Coming on the heels of his departure from Paris, the UN intervention signalled one of the biggest French foreign policy commitments was in effect bogged down.
Energetic and at times inventive diplomacy by Mr Macron saw multiple attempts to draw Iran and the US to the negotiating table, to no avail. A combination of the raw power of US sanctions and the European collective failure to find a mechanism to sustain trade with Iran stymied the Elysee Palace. The push went nowhere.
Mr Macron has also been actively pursuing a mediating role in the Ukraine crisis. On Friday he announced a four-nation summit between Ukraine, Russia, Germany and France would take place on December 9.
With the US impeachment hearings closely examining Mr Trump’s dealings with Ukraine, it remains to be seen how much appetite the protagonists have for compromise on the issue.
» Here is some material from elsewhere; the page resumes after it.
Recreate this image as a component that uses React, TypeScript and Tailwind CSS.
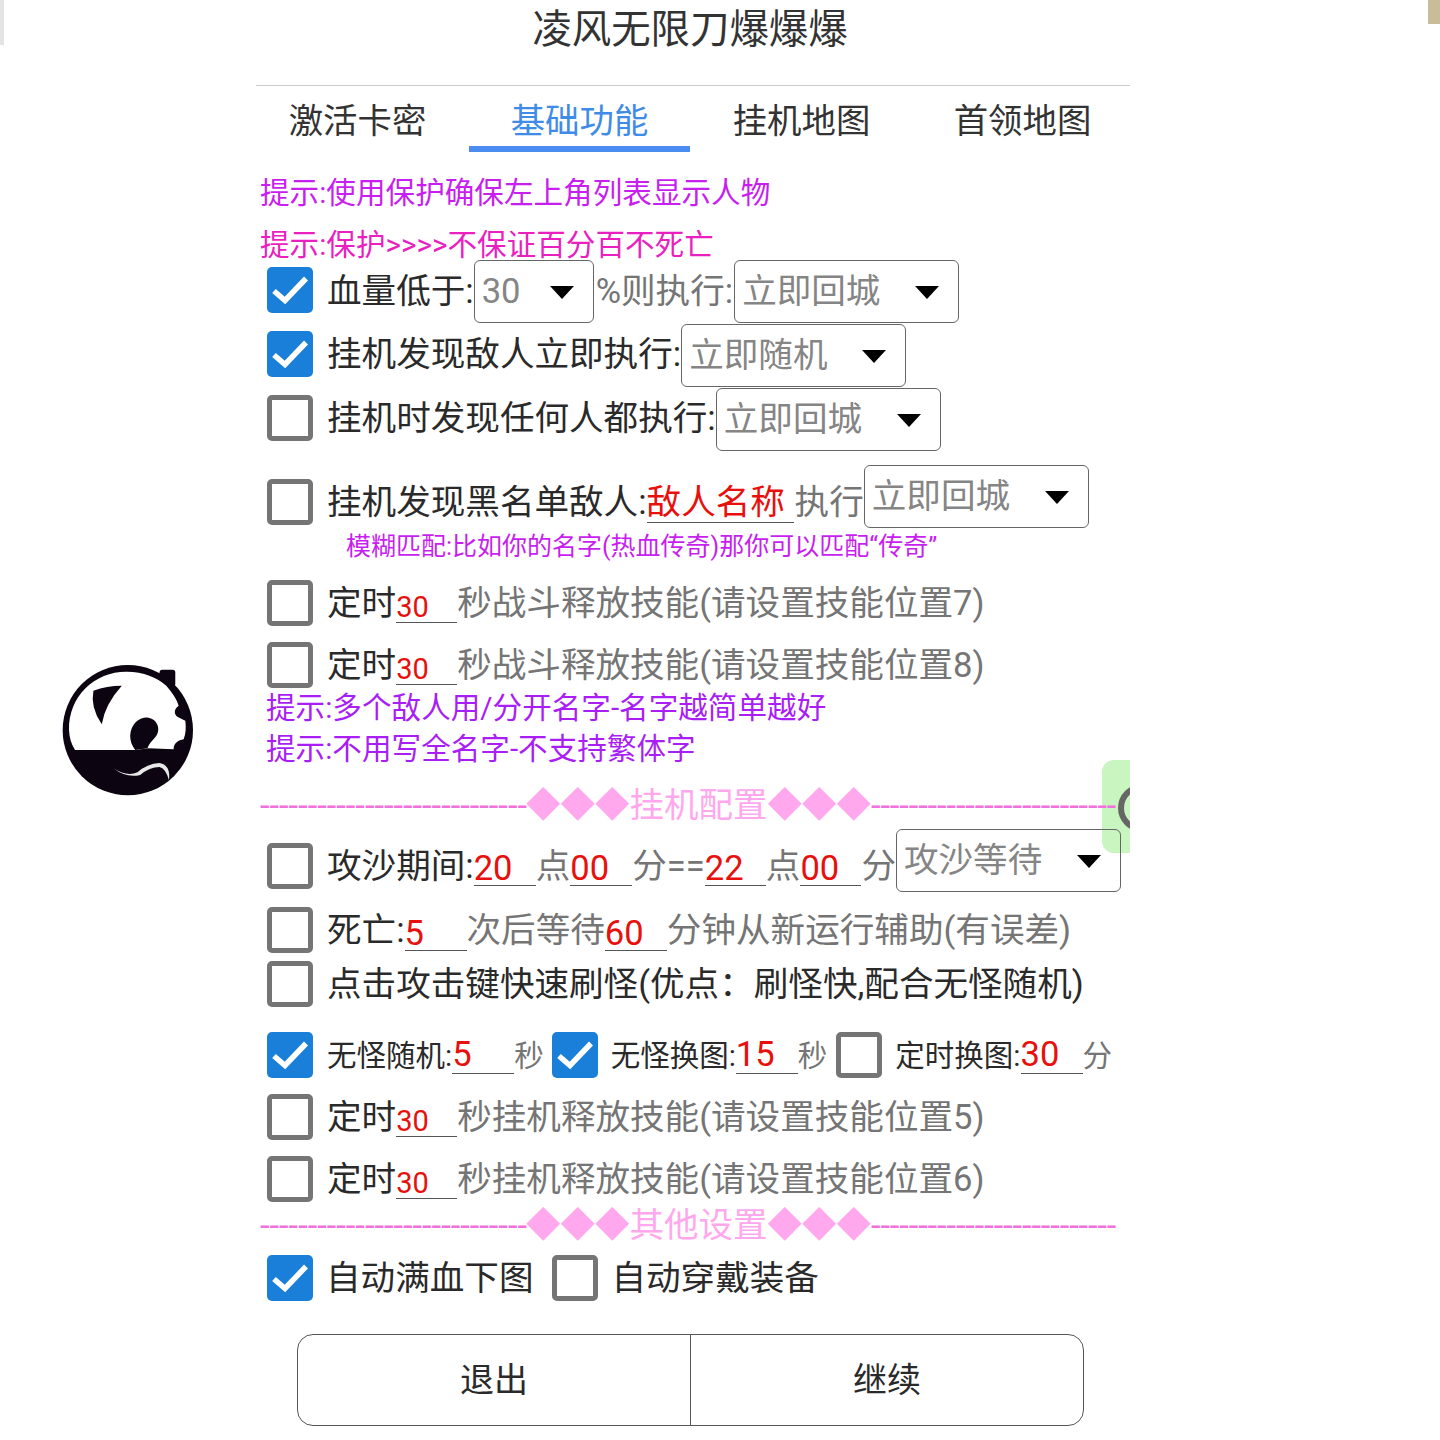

Mr Macron is a politician with not only global aspirations – bridging the differences around the Arabian Gulf is often mentioned – but a man with a clear historical vision.
This allows him to refuse to acknowledge that he has alienated eastern Europe and beyond with his Nato comments. He derided the “priggishness and hypocrisy” of those critical of the idea the institution was brain-dead.
With Britain leaving the EU, there was a chance for Paris and Berlin to come together to create a more effective European presence on the world stage. Paris has constantly gone out of its way to alienate other capitals. Berlin seems less keen to weigh in behind its neighbour while other smaller states are wary of being led by a duopoly in which France was calling the shots.
After the Second World War, general Charles De Gaulle recreated a singular profile for French diplomacy. The country pulled back from Nato and sought to maintain a global presence despite the painful retreat from empire in Vietnam and Algeria. The essence of Gaullist foreign policy was to be seen as strong state with its own agenda and objectives.
Mr Macron seeks a Gaullist reputation and works the French machine to that end. The elusive challenge for Mr Macron is to shape European policy in the same way.